Você sempre comenta sobre o quanto você encara sua arte e a dança como liberdade, como se sente transparente nesse processo. Ao mesmo tempo, vi um vídeo seu no youtube, em que você comenta sobre o medo do olhar dos outros. Como está sendo revelar uma nova camada sua na música? Como é esse processo de utilizá-la  como ferramenta de exposição e ao mesmo tempo de mais protagonismo?

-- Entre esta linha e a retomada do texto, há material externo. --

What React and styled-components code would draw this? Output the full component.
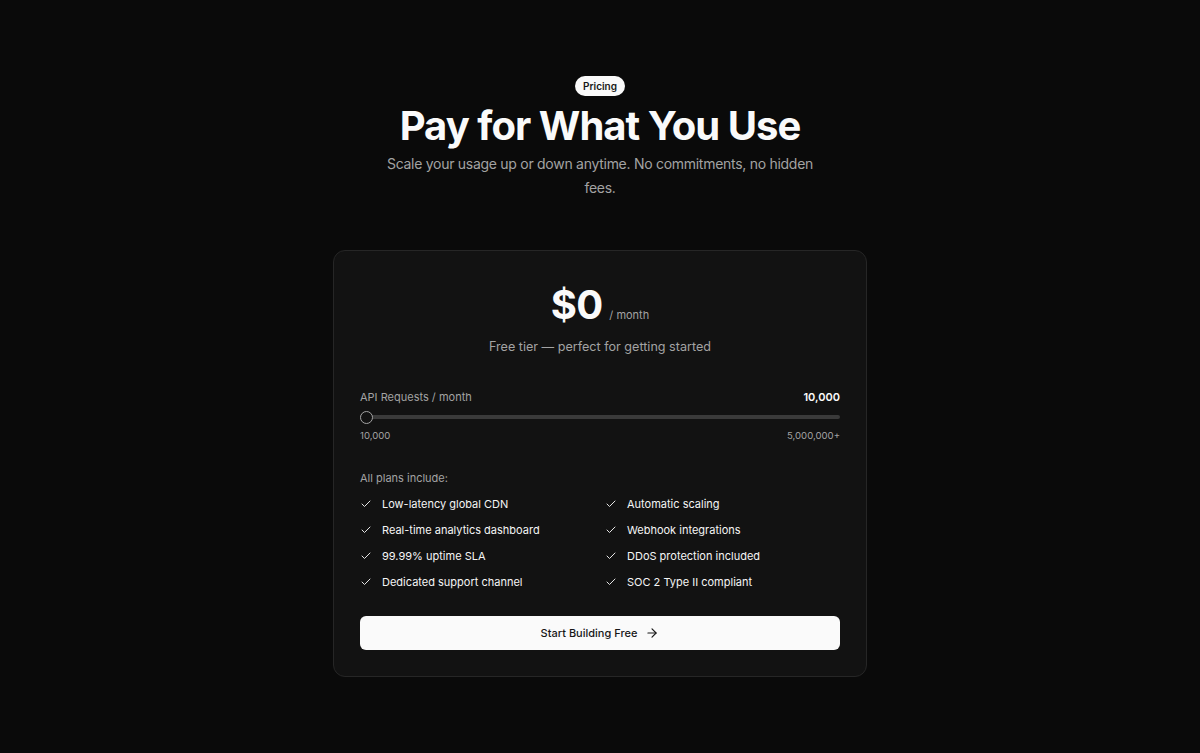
import React from "react";
import styled, { createGlobalStyle } from "styled-components";
import { Check, ArrowRight } from "lucide-react";

const Global = createGlobalStyle`
  html, body { margin: 0; padding: 0; background: #0a0a0a; }
  body { font-family: Inter, "Noto Sans", sans-serif; color: #fafafa; -webkit-font-smoothing: antialiased; }
  * { box-sizing: border-box; }
`;

const Page = styled.main`
  min-height: 753px;
  background: #0a0a0a;
  display: flex;
  flex-direction: column;
  align-items: center;
  padding-top: 76px;
`;

const Header = styled.header`
  display: flex;
  flex-direction: column;
  align-items: center;
  text-align: center;
`;

const Pill = styled.span`
  display: inline-flex;
  align-items: center;
  height: 20px;
  padding: 0 8px;
  border-radius: 999px;
  background: #fafafa;
  color: #171717;
  font-size: 10px;
  font-weight: 600;
`;

const Title = styled.h1`
  margin: 6px 0 0;
  font-size: 40px;
  line-height: 48px;
  font-weight: 700;
  letter-spacing: -0.024em;
  color: #fafafa;
`;

const Subtitle = styled.p`
  margin: 2px 0 0;
  max-width: 448px;
  font-size: 14px;
  line-height: 24px;
  letter-spacing: -0.02em;
  color: #a3a3a3;
`;

const Card = styled.section`
  margin-top: 50px;
  width: 534px;
  background: #121212;
  border: 1px solid #262626;
  border-radius: 12px;
  padding: 32px 26px 26px;
  display: flex;
  flex-direction: column;
`;

const PriceRow = styled.div`
  display: flex;
  justify-content: center;
  align-items: baseline;
  gap: 7px;
`;

const Amount = styled.span`
  font-size: 40px;
  line-height: 44px;
  font-weight: 700;
  letter-spacing: -0.02em;
  color: #fafafa;
`;

const Per = styled.span`
  font-size: 11px;
  color: #a3a3a3;
`;

const Tier = styled.p`
  margin: 10px 0 0;
  text-align: center;
  font-size: 12.6px;
  line-height: 20px;
  color: #a3a3a3;
`;

const SliderBlock = styled.div`
  margin-top: 32px;
  display: flex;
  flex-direction: column;
`;

const SliderHead = styled.div`
  display: flex;
  justify-content: space-between;
  align-items: center;
  font-size: 11px;
  line-height: 16px;
`;

const Muted = styled.span`
  color: #a3a3a3;
`;

const Value = styled.span`
  color: #fafafa;
  font-weight: 600;
`;

const Track = styled.div`
  position: relative;
  margin-top: 10px;
  height: 4px;
  border-radius: 999px;
  background: #3a3a3a;
`;

const Thumb = styled.span`
  position: absolute;
  left: 0;
  top: 50%;
  width: 13px;
  height: 13px;
  margin-top: -6.5px;
  border-radius: 50%;
  background: #121212;
  border: 1px solid #a3a3a3;
`;

const RangeLabels = styled.div`
  margin-top: 10px;
  display: flex;
  justify-content: space-between;
  font-size: 9.6px;
  line-height: 14px;
  color: #a3a3a3;
`;

const IncludesLabel = styled.p`
  margin: 27px 0 0;
  font-size: 11px;
  line-height: 16px;
  color: #a3a3a3;
`;

const Features = styled.ul`
  list-style: none;
  margin: 9px 0 0;
  padding: 0;
  display: grid;
  grid-template-columns: 1fr 1fr;
  column-gap: 10px;
  row-gap: 8px;
`;

const Feature = styled.li`
  display: flex;
  align-items: center;
  gap: 10px;
  height: 18px;
  font-size: 11px;
  color: #f5f5f5;
  svg { flex-shrink: 0; color: #e5e5e5; }
`;

const Button = styled.button`
  margin-top: 25px;
  height: 34px;
  width: 100%;
  border: none;
  border-radius: 6px;
  background: #fafafa;
  color: #171717;
  font-family: inherit;
  font-size: 11px;
  font-weight: 500;
  display: flex;
  align-items: center;
  justify-content: center;
  gap: 8px;
  cursor: pointer;
`;

const features = [
  "Low-latency global CDN",
  "Automatic scaling",
  "Real-time analytics dashboard",
  "Webhook integrations",
  "99.99% uptime SLA",
  "DDoS protection included",
  "Dedicated support channel",
  "SOC 2 Type II compliant",
];

export default function App() {
  return (
    <>
      <Global />
      <Page>
        <Header>
          <Pill>Pricing</Pill>
          <Title>Pay for What You Use</Title>
          <Subtitle>
            Scale your usage up or down anytime. No commitments, no hidden fees.
          </Subtitle>
        </Header>
        <Card>
          <PriceRow>
            <Amount>$0</Amount>
            <Per>/ month</Per>
          </PriceRow>
          <Tier>Free tier — perfect for getting started</Tier>
          <SliderBlock>
            <SliderHead>
              <Muted>API Requests / month</Muted>
              <Value>10,000</Value>
            </SliderHead>
            <Track>
              <Thumb />
            </Track>
            <RangeLabels>
              <span>10,000</span>
              <span>5,000,000+</span>
            </RangeLabels>
          </SliderBlock>
          <IncludesLabel>All plans include:</IncludesLabel>
          <Features>
            {features.map((f) => (
              <Feature key={f}>
                <Check size={12} strokeWidth={2} />
                {f}
              </Feature>
            ))}
          </Features>
          <Button>
            Start Building Free
            <ArrowRight size={14} strokeWidth={2} />
          </Button>
        </Card>
      </Page>
    </>
  );
}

Nossa, que questão linda e profunda! Vou fazer uma confissão, talvez você nem vá acreditar, mas eu sou um falso confiante. As pessoas pensam que eu tenho muita confiança em mim, mas eu tô sempre pensando “será que as pessoas vão gostar?”. Eu digo muito para o meu marido que ele é quase que uma assessoria própria, sempre me dando segurança, dizendo que tá tudo certo. Agora você vê muitos textos no meu instagram, mas nem sempre foi assim, antes eu só postava uma foto e uma legenda com uma frase, às vezes uma palavra. Eu não tinha muito essa coisa de escrever textos, de falar nos stories, e foi meu marido que me deu o toque de que as pessoas queriam ver mais de mim. Foi aí que eu encontrei essa coisa da comunidade, que eu comecei a me abrir, comecei a crescer na frente do público, da minha comunidade, então eu acho que uma coisa que tá vindo muito a partir desse processo é que a minha comunidade influencia diretamente a mim e à minha arte porque, cada vez que eu tenho uma dúvida, eu acho que uma das coisas lindas das redes sociais é a possibilidade de se conectar com o público e poder propor, como um pingue-pongue, propor e receber de volta.